The GBI-EM GD, which accounts for nearly USD 213 bn of the USD 236 bn benchmarked to the GBI-EM family of indices, is likely to see a staggered inclusion of the FAR designated Indian government securities over a 10-month period beginning from June 28th 2024 to 31st March 2025, with an increment of 1 per cent every month. This is likely to translate into inflows approximating USD 21 bn over the 10-month period. This is a meaningful inflow (approximating Rs. 1,70,000 crore) and will have favorable implications for the demand and supply dynamics in the Indian debt markets. Another caveat is that only securities with residual maturity of at least 2.5 years and an outstanding notional of USD 1 bn will be assessed for eligibility at the time of inclusion.
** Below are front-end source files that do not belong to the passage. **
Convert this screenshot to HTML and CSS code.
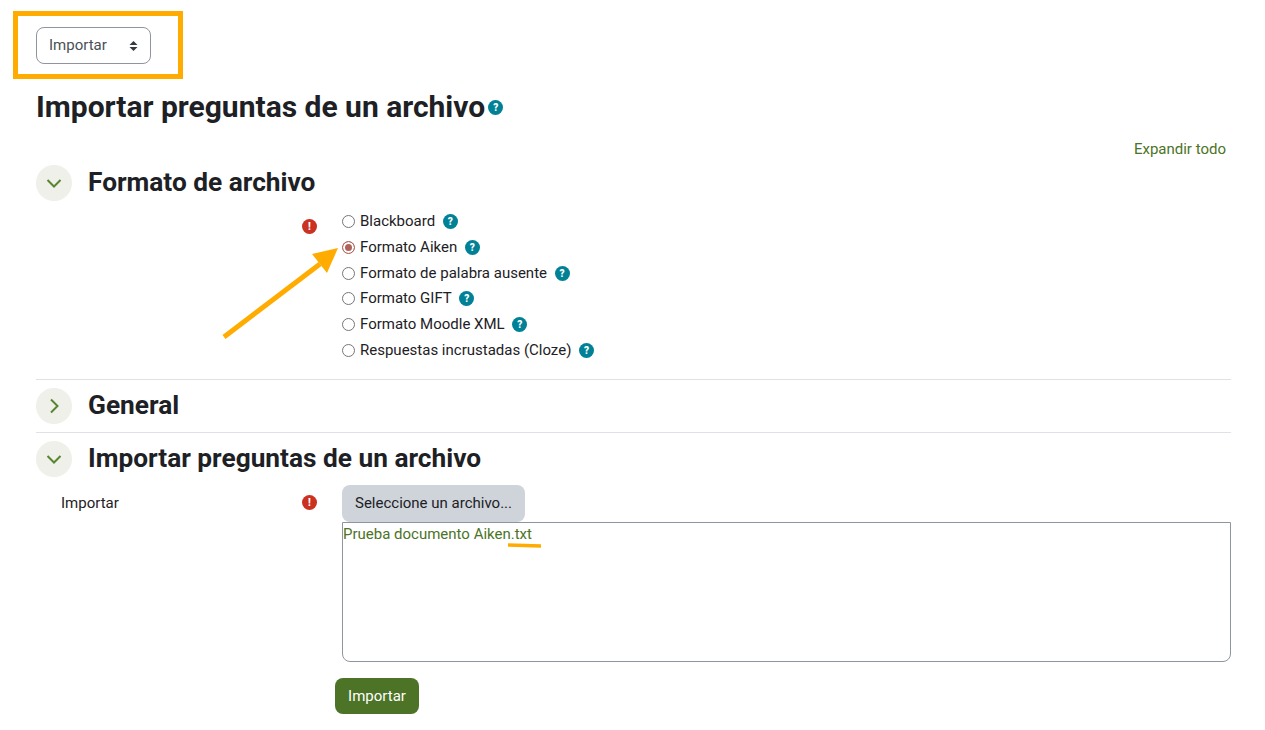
FILE: index.html
```html
<!DOCTYPE html>
<html>
<head>
    <title>Importar preguntas de un archivo</title>
    <meta name="viewport" content="width=device-width, initial-scale=1">
    <link rel="stylesheet" href="styles.css">
</head>
<body>
    <div class="page">
        <div class="select-box">
            <span>Importar</span>
            <svg class="select-arrows" width="9" height="10" viewBox="0 0 9 10"><path d="M4.5 0 L8.5 4 L0.5 4 Z M0.5 6 L8.5 6 L4.5 10 Z" fill="#343a40"/></svg>
        </div>

        <h1 class="page-title">Importar preguntas de un archivo<span class="help help-title">?</span></h1>

        <div class="expand-row"><a href="#">Expandir todo</a></div>

        <section class="section section-first">
            <div class="section-header">
                <span class="toggle"><svg width="16" height="16" viewBox="0 0 16 16"><path d="M1.5 5 L8 11.5 L14.500 5" fill="none" stroke="#5a8530" stroke-width="2"/></svg></span>
                <h2>Formato de archivo</h2>
            </div>
            <div class="form-row form-row-radios">
                <div class="form-label"></div>
                <div class="form-req"><span class="error-icon">!</span></div>
                <div class="radio-list">
                    <label class="radio-row"><input type="radio" name="format">Blackboard<span class="help">?</span></label>
                    <label class="radio-row"><input type="radio" name="format" checked>Formato Aiken<span class="help">?</span></label>
                    <label class="radio-row"><input type="radio" name="format">Formato de palabra ausente<span class="help">?</span></label>
                    <label class="radio-row"><input type="radio" name="format">Formato GIFT<span class="help">?</span></label>
                    <label class="radio-row"><input type="radio" name="format">Formato Moodle XML<span class="help">?</span></label>
                    <label class="radio-row"><input type="radio" name="format">Respuestas incrustadas (Cloze)<span class="help">?</span></label>
                </div>
            </div>
        </section>

        <section class="section">
            <div class="section-header">
                <span class="toggle"><svg width="16" height="16" viewBox="0 0 16 16"><path d="M5 1.500 L11.500 8 L5 14.500" fill="none" stroke="#5a8530" stroke-width="2"/></svg></span>
                <h2>General</h2>
            </div>
        </section>

        <section class="section">
            <div class="section-header">
                <span class="toggle"><svg width="16" height="16" viewBox="0 0 16 16"><path d="M1.5 5 L8 11.5 L14.500 5" fill="none" stroke="#5a8530" stroke-width="2"/></svg></span>
                <h2>Importar preguntas de un archivo</h2>
            </div>
            <div class="form-row form-row-file">
                <div class="form-label">Importar</div>
                <div class="form-req"><span class="error-icon">!</span></div>
                <div class="file-field">
                    <button class="btn-file" type="button">Seleccione un archivo...</button>
                    <div class="file-box"><a href="#">Prueba documento Aiken.txt</a></div>
                </div>
            </div>
        </section>

        <div class="submit-row">
            <button class="btn-submit" type="button">Importar</button>
        </div>
    </div>

    <!-- orange marks drawn over the screenshot -->
    <div class="mark-box"></div>
    <svg class="mark-arrow" width="130" height="105" viewBox="0 0 130 105"><path d="M4 97 L100 24" stroke="#ffab00" stroke-width="5" fill="none"/><path d="M118 8 L92 14 L107 33 Z" fill="#ffab00"/></svg>
    <svg class="mark-underline" width="34" height="6" viewBox="0 0 34 6"><path d="M0 2 L33 3" stroke="#ffab00" stroke-width="3.500" fill="none"/></svg>
</body>
</html>
```

FILE: styles.css
```css
body {
    margin: 0;
    font-family: Roboto, "Liberation Sans", sans-serif;
    font-size: 15px;
    line-height: 22.5px;
    color: #1d2125;
    background-color: #fff;
}
a {
    color: #4c7326;
    text-decoration: none;
}
.page {
    padding: 27px 34px 16px 36px;
}
.select-box {
    display: flex;
    justify-content: space-between;
    align-items: center;
    box-sizing: border-box;
    width: 115px;
    height: 37px;
    padding: 0 12px 0 12px;
    border: 1px solid #8f959e;
    border-radius: 8px;
    color: #495057;
}
.page-title {
    display: flex;
    align-items: center;
    margin: 26px 0 0;
    font-size: 30px;
    line-height: 34px;
    font-weight: 700;
}
.help {
    display: inline-block;
    width: 15px;
    height: 15px;
    margin-left: 7.6px;
    border-radius: 50%;
    background-color: #008196;
    color: #fff;
    font-size: 10px;
    font-weight: 900;
    line-height: 15px;
    text-align: center;
}
.help-title {
    margin-left: 3px;
}
.expand-row {
    margin-top: 14px;
    padding-right: 5px;
    text-align: right;
}
.section {
    border-top: 1px solid #dee2e6;
    padding-top: 8px;
}
.section-first {
    border-top: none;
    padding-top: 0;
    margin-top: 4px;
    padding-bottom: 15.7px;
}
.section-header {
    display: flex;
    align-items: center;
    gap: 16px;
    height: 36px;
    margin-bottom: 8px;
}
.section-header h2 {
    margin: 0 0 2px;
    font-size: 26.25px;
    line-height: 34px;
    font-weight: 700;
}
.toggle {
    display: flex;
    align-items: center;
    justify-content: center;
    width: 36px;
    height: 36px;
    border-radius: 50%;
    background-color: #eef0e9;
}
.form-row {
    display: grid;
    grid-template-columns: 241px 40px 1fr;
    padding-left: 25px;
}
.form-row-radios {
    padding-top: 0.3px;
}
.form-req {
    padding-top: 10px;
}
.form-row-file .form-label {
    padding-top: 7px;
}
.error-icon {
    display: block;
    width: 15px;
    height: 15px;
    border-radius: 50%;
    background-color: #ca3120;
    color: #fff;
    font-size: 10px;
    font-weight: 900;
    line-height: 15px;
    text-align: center;
}
.radio-list {
    display: flex;
    flex-direction: column;
}
.radio-row {
    display: flex;
    align-items: center;
    height: 25.7px;
}
.radio-row input {
    appearance: none;
    box-sizing: border-box;
    width: 13px;
    height: 13px;
    margin: 0 5px 0 0;
    border: 1px solid #767676;
    border-radius: 50%;
}
.radio-row input:checked {
    border-color: #b0625a;
    background-color: #b0625a;
    box-shadow: inset 0 0 0 2px #fff;
}
.file-field {
    display: flex;
    flex-direction: column;
    align-items: flex-start;
}
.btn-file {
    box-sizing: border-box;
    width: 183px;
    height: 37px;
    border: none;
    border-radius: 8px;
    background-color: #ced4da;
    color: #1d2125;
    font: inherit;
}
.file-box {
    box-sizing: border-box;
    width: 100%;
    height: 140px;
    padding: 0;
    border: 1px solid #8f959e;
    border-radius: 0 0 8px 8px;
}
.submit-row {
    margin-top: 16px;
    padding-left: 299px;
}
.btn-submit {
    box-sizing: border-box;
    width: 84px;
    height: 36px;
    padding: 1px 0 0;
    border: none;
    border-radius: 8px;
    background-color: #4c7326;
    color: #fff;
    font: inherit;
}
.mark-box {
    position: absolute;
    left: 13px;
    top: 11px;
    box-sizing: border-box;
    width: 170px;
    height: 68px;
    border: 5px solid #ffab00;
}
.mark-arrow {
    position: absolute;
    left: 220px;
    top: 240px;
}
.mark-underline {
    position: absolute;
    left: 508px;
    top: 543px;
}
```
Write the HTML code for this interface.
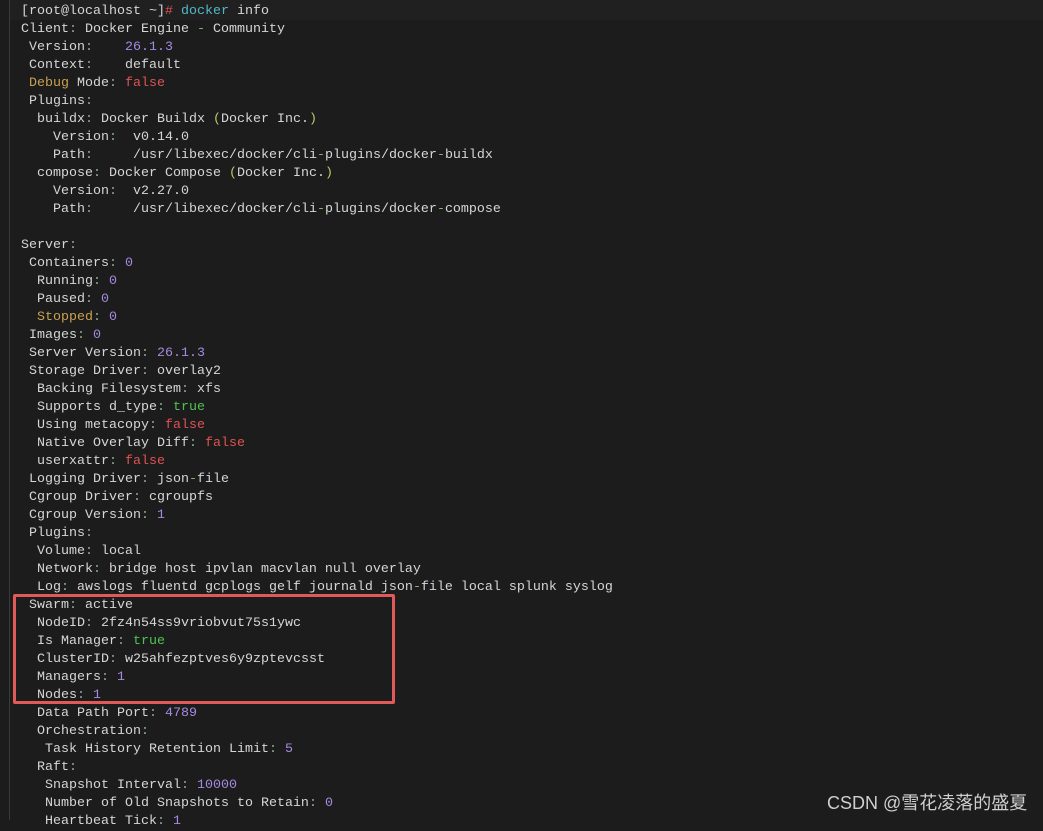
<!DOCTYPE html>
<html><head><meta charset="utf-8"><style>
html,body{margin:0;padding:0;width:1043px;height:820px;overflow:hidden;background:#1c1c1c}
.bar{position:absolute;left:9px;top:0;width:1px;height:820px;background:#3a3a3a}
.l1{position:absolute;left:10px;top:0;width:1033px;height:20px;background:#202020}
pre{position:absolute;left:21px;top:3px;margin:0;font-family:"Liberation Mono",monospace;font-size:13.33px;line-height:18px;color:#d6d6d6;white-space:pre}
.c{color:#8fae9c}.n{color:#a58ae0}.r{color:#e05252}.g{color:#4fc24f}.y{color:#c9a050}.t{color:#4fb8c8}.p{color:#b8c96a}.h{color:#7fb870}
.box{position:absolute;left:13px;top:594px;width:376px;height:104px;border:3px solid #e05a5a;border-radius:2px}
.wm{position:absolute;left:827px;top:789px;font-family:"Liberation Sans","Noto Sans CJK SC",sans-serif;font-size:18px;color:#cfcfcf}
</style></head><body>
<div class="bar"></div><div class="l1"></div>
<pre>[root@localhost ~]<span class="r">#</span> <span class="t">docker</span> info
Client<span class="c">:</span> Docker Engine <span class="h">-</span> Community
 Version<span class="c">:</span>    <span class="n">26.1.3</span>
 Context<span class="c">:</span>    default
 <span class="y">Debug</span> Mode<span class="c">:</span> <span class="r">false</span>
 Plugins<span class="c">:</span>
  buildx<span class="c">:</span> Docker Buildx <span class="p">(</span>Docker Inc.<span class="p">)</span>
    Version<span class="c">:</span>  v0.14.0
    Path<span class="c">:</span>     /usr/libexec/docker/cli<span class="h">-</span>plugins/docker<span class="h">-</span>buildx
  compose<span class="c">:</span> Docker Compose <span class="p">(</span>Docker Inc.<span class="p">)</span>
    Version<span class="c">:</span>  v2.27.0
    Path<span class="c">:</span>     /usr/libexec/docker/cli<span class="h">-</span>plugins/docker<span class="h">-</span>compose

Server<span class="c">:</span>
 Containers<span class="c">:</span> <span class="n">0</span>
  Running<span class="c">:</span> <span class="n">0</span>
  Paused<span class="c">:</span> <span class="n">0</span>
  <span class="y">Stopped</span><span class="c">:</span> <span class="n">0</span>
 Images<span class="c">:</span> <span class="n">0</span>
 Server Version<span class="c">:</span> <span class="n">26.1.3</span>
 Storage Driver<span class="c">:</span> overlay2
  Backing Filesystem<span class="c">:</span> xfs
  Supports d_type<span class="c">:</span> <span class="g">true</span>
  Using metacopy<span class="c">:</span> <span class="r">false</span>
  Native Overlay Diff<span class="c">:</span> <span class="r">false</span>
  userxattr<span class="c">:</span> <span class="r">false</span>
 Logging Driver<span class="c">:</span> json<span class="h">-</span>file
 Cgroup Driver<span class="c">:</span> cgroupfs
 Cgroup Version<span class="c">:</span> <span class="n">1</span>
 Plugins<span class="c">:</span>
  Volume<span class="c">:</span> local
  Network<span class="c">:</span> bridge host ipvlan macvlan null overlay
  Log<span class="c">:</span> awslogs fluentd gcplogs gelf journald json<span class="h">-</span>file local splunk syslog
 Swarm<span class="c">:</span> active
  NodeID<span class="c">:</span> 2fz4n54ss9vriobvut75s1ywc
  Is Manager<span class="c">:</span> <span class="g">true</span>
  ClusterID<span class="c">:</span> w25ahfezptves6y9zptevcsst
  Managers<span class="c">:</span> <span class="n">1</span>
  Nodes<span class="c">:</span> <span class="n">1</span>
  Data Path Port<span class="c">:</span> <span class="n">4789</span>
  Orchestration<span class="c">:</span>
   Task History Retention Limit<span class="c">:</span> <span class="n">5</span>
  Raft<span class="c">:</span>
   Snapshot Interval<span class="c">:</span> <span class="n">10000</span>
   Number of Old Snapshots to Retain<span class="c">:</span> <span class="n">0</span>
   Heartbeat Tick<span class="c">:</span> <span class="n">1</span></pre>
<div class="box"></div>
<div class="wm">CSDN @雪花凌落的盛夏</div>
</body></html>
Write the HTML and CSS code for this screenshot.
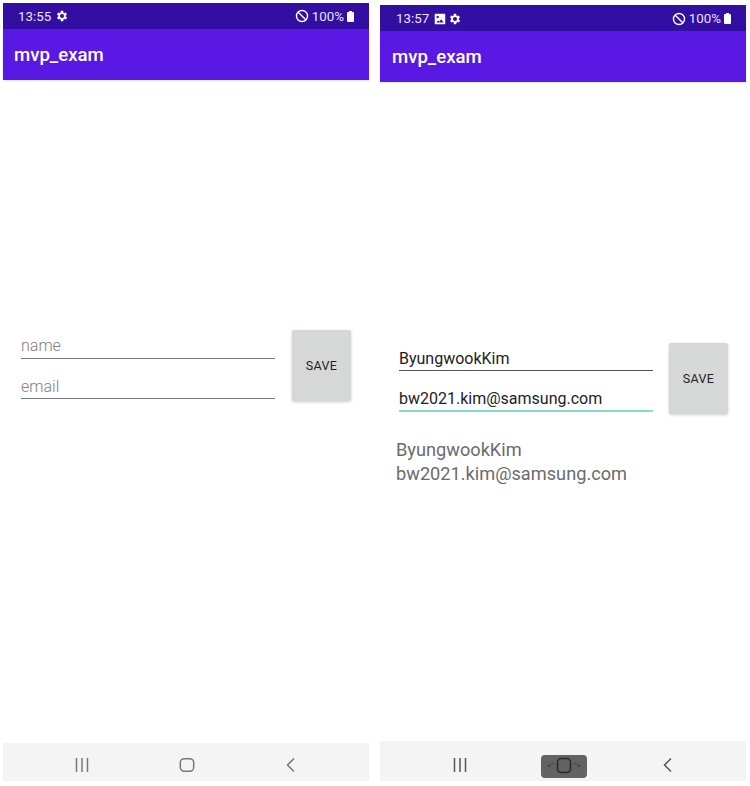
FILE: index.html
```html
<!DOCTYPE html>
<html lang="en">
<head>
  <meta charset="UTF-8">
  <title>mvp_exam</title>
  <link rel="stylesheet" href="styles.css">
</head>
<body>

<div class="screens">
  <!-- empty form -->
  <div class="phone phone-left">
    <div class="status-bar">
      <span class="clock">13:55</span>
      <svg class="status-icon" viewBox="1 0 24 24"><path d="M19.400 13a7.500 7.500 0 0 0 0-2l2.100-1.600-2-3.500-2.500 1a7.500 7.500 0 0 0-1.700-1L15 3.200h-4l-.4 2.700a7.500 7.500 0 0 0-1.700 1l-2.500-1-2 3.500L6.600 11a7.500 7.500 0 0 0 0 2l-2.100 1.600 2 3.500 2.500-1a7.500 7.500 0 0 0 1.700 1l.4 2.700h4l.4-2.700a7.500 7.500 0 0 0 1.700-1l2.500 1 2-3.500zM13 15.500a3.500 3.500 0 1 1 0-7 3.500 3.500 0 0 1 0 7z" fill-rule="evenodd"/></svg>
      <span class="spacer"></span>
      <svg class="status-icon dnd" viewBox="0 0 24 24"><circle cx="12" cy="12" r="9.500" fill="none" stroke="#fff" stroke-width="2.400"/><path d="M5.500 5.500l13 13" stroke="#fff" stroke-width="2.400"/></svg>
      <span class="battery-text">100%</span>
      <span class="battery"></span>
    </div>
    <div class="app-bar">mvp_exam</div>
    <div class="content">
      <div class="form-row">
        <div class="fields">
          <div class="field placeholder">name</div>
          <div class="field placeholder email-hint">email</div>
        </div>
        <button class="save-btn">SAVE</button>
      </div>
    </div>
    <div class="nav-bar">
      <svg class="nav-icon" viewBox="0 0 16 16"><path d="M2.500 1v14M8 1v14M13.500 1v14" fill="none" stroke="#777" stroke-width="1.500"/></svg>
      <svg class="nav-icon" viewBox="0 0 16 16"><rect x="1.300" y="1.700" width="13.400" height="12.600" rx="4" fill="none" stroke="#777" stroke-width="1.500"/></svg>
      <svg class="nav-icon" viewBox="0 0 16 16"><path d="M11 1.500L4.500 8l6.500 6.500" fill="none" stroke="#777" stroke-width="1.500"/></svg>
    </div>
  </div>

  <!-- filled in, after save -->
  <div class="phone phone-right">
    <div class="status-bar">
      <span class="clock">13:57</span>
      <svg class="status-icon icon-image" viewBox="0 0 24 24"><path d="M3 4.500A1.500 1.500 0 0 1 4.500 3h15A1.500 1.500 0 0 1 21 4.500v15a1.500 1.500 0 0 1-1.500 1.500h-15A1.500 1.500 0 0 1 3 19.500zM6 18h12l-4-5.500-3 4-2-2.500zM8 10.500a2 2 0 1 0 0-4 2 2 0 0 0 0 4z" fill-rule="evenodd"/></svg>
      <svg class="status-icon" viewBox="1 0 24 24"><path d="M19.400 13a7.500 7.500 0 0 0 0-2l2.100-1.600-2-3.500-2.500 1a7.500 7.500 0 0 0-1.700-1L15 3.200h-4l-.4 2.700a7.500 7.500 0 0 0-1.700 1l-2.500-1-2 3.500L6.600 11a7.500 7.500 0 0 0 0 2l-2.100 1.600 2 3.500 2.500-1a7.500 7.500 0 0 0 1.700 1l.4 2.700h4l.4-2.700a7.500 7.500 0 0 0 1.700-1l2.500 1 2-3.500zM13 15.500a3.500 3.500 0 1 1 0-7 3.500 3.500 0 0 1 0 7z" fill-rule="evenodd"/></svg>
      <span class="spacer"></span>
      <svg class="status-icon dnd" viewBox="0 0 24 24"><circle cx="12" cy="12" r="9.500" fill="none" stroke="#fff" stroke-width="2.400"/><path d="M5.500 5.500l13 13" stroke="#fff" stroke-width="2.400"/></svg>
      <span class="battery-text">100%</span>
      <span class="battery"></span>
    </div>
    <div class="app-bar">mvp_exam</div>
    <div class="content">
      <div class="form-row">
        <div class="fields">
          <div class="field">ByungwookKim</div>
          <div class="field focused">bw2021.kim@samsung.com</div>
        </div>
        <button class="save-btn">SAVE</button>
      </div>
      <div class="output">
        <div>ByungwookKim</div>
        <div>bw2021.kim@samsung.com</div>
      </div>
    </div>
    <div class="nav-bar">
      <svg class="nav-icon" viewBox="0 0 16 16"><path d="M2.500 1v14M8 1v14M13.500 1v14" fill="none" stroke="#555" stroke-width="1.500"/></svg>
      <div class="home-pressed">
        <svg class="nav-home" viewBox="0 0 44 22"><rect x="15.500" y="3.500" width="13" height="14" rx="4" fill="none" stroke="#2b2b2b" stroke-width="1.600"/><path d="M12 8.500H9.500Q7 8.500 7 11.500M5 10l2 2 2-2M32 8.500h2.500q2.500 0 2.500 3M35 10l2 2 2-2" fill="none" stroke="#444" stroke-width="1"/></svg>
      </div>
      <svg class="nav-icon" viewBox="0 0 16 16"><path d="M11 1.500L4.500 8l6.500 6.500" fill="none" stroke="#555" stroke-width="1.500"/></svg>
    </div>
  </div>
</div>

</body>
</html>
```

FILE: styles.css
```css
html, body {
  margin: 0;
  padding: 0;
  background-color: #fff;
}
body {
  font-family: Roboto, "Liberation Sans", sans-serif;
  width: 750px;
  height: 786px;
  overflow: hidden;
}
.screens {
  display: flex;
  gap: 11px;
  padding-left: 3px;
}
.phone {
  width: 366px;
  height: 781px;
  display: flex;
  flex-direction: column;
  box-sizing: border-box;
}
.phone-left {
  padding-top: 3px;
}
.phone-right {
  padding-top: 5px;
}
.status-bar {
  height: 26px;
  box-sizing: border-box;
  background-color: #330ea3;
  color: #e9e4f7;
  display: flex;
  align-items: center;
  padding: 0 15px;
  font-size: 13.300px;
}
.phone-right .status-bar {
  padding-left: 16px;
  padding-top: 1px;
}
.clock {
  margin-right: 4px;
}
.status-icon {
  width: 14px;
  height: 14px;
  fill: #fff;
}
.icon-image {
  margin-right: 1px;
}
.dnd {
  margin-right: 3px;
}
.spacer {
  flex: 1;
}
.battery {
  width: 7px;
  height: 10px;
  margin: 1px 0 0 3px;
  background-color: #fff;
  border-radius: 1px;
  position: relative;
}
.battery::before {
  content: "";
  position: absolute;
  left: 2px;
  top: -1px;
  width: 3px;
  height: 1px;
  background-color: #fff;
}
.app-bar {
  height: 51px;
  box-sizing: border-box;
  background-color: #5a18e4;
  color: #fff;
  font-size: 18.600px;
  font-weight: 500;
  display: flex;
  align-items: center;
  padding: 0 11px;
  box-shadow: 0 1px 2px rgba(0,0,0,0.12);
}
.phone-right .app-bar {
  padding-left: 12px;
}
.content {
  flex: 1;
}
.phone-left .content {
  padding-top: 250px;
}
.phone-right .content {
  padding-top: 261px;
}
.form-row {
  display: flex;
  gap: 17px;
  padding-left: 18px;
}
.fields {
  width: 254px;
  padding-top: 4px;
  display: flex;
  flex-direction: column;
  gap: 15px;
}
.phone-right .fields {
  padding-top: 3px;
}
.phone-right .form-row {
  padding-left: 19px;
  gap: 16px;
}
.field {
  height: 25px;
  box-sizing: border-box;
  font-size: 16px;
  line-height: 20px;
  padding-top: 3px;
  color: #222;
  border-bottom: 1px solid #555;
}
.placeholder {
  padding-top: 2px;
  font-weight: 300;
  color: #808080;
  border-bottom-color: #777;
}
.email-hint {
  padding-top: 3px;
}
.focused {
  border-bottom: 2px solid #84dccb;
  height: 26px;
}
.save-btn {
  width: 59px;
  height: 71px;
  border: none;
  border-radius: 2px;
  background-color: #d6d7d7;
  color: #222;
  font-family: inherit;
  font-size: 12.500px;
  font-weight: 400;
  letter-spacing: 0.3px;
  padding: 0;
  box-shadow: 0 1px 3px rgba(0,0,0,0.2);
}
.output {
  margin: 24px 0 0 16px;
  font-size: 18.200px;
  line-height: 24px;
  color: #6b6b6b;
}
.nav-bar {
  height: 38px;
  box-sizing: border-box;
  background-color: #f4f4f4;
  display: flex;
  align-items: center;
  justify-content: space-between;
  padding: 6px 70px 0 71px;
}
.phone-right .nav-bar {
  height: 40px;
  padding: 8px 70px 0 72px;
}
.nav-icon {
  width: 16px;
  height: 16px;
}
.home-pressed {
  width: 46px;
  height: 23px;
  margin-top: 2px;
  background-color: #636363;
  border-radius: 4px;
  display: flex;
  align-items: center;
  justify-content: center;
}
.nav-home {
  width: 44px;
  height: 22px;
}
```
What does the inclusion entail?

The index inclusion entails boost in demand for government debt as well as an improvement in outlook for the domestic currency with expectations of greater inflows in the local debt. The index inclusion will lead to creation of an additional demand side in the ensuing financial year, and the inclusion eligibility will be subjected to periodic reviews. With short dated securities kept out of the purview of index, benefits may not accrue to the short end of the term structure. With 5 to 10-year maturity securities accounting for almost 50 per cent of the outstanding currently designated under the FAR and index eligible and taking into account the fact GBI EM GD’s current duration is approximately ~5, the 5 to 10-year bucket is likely to see greater inflows on account of the index inclusion.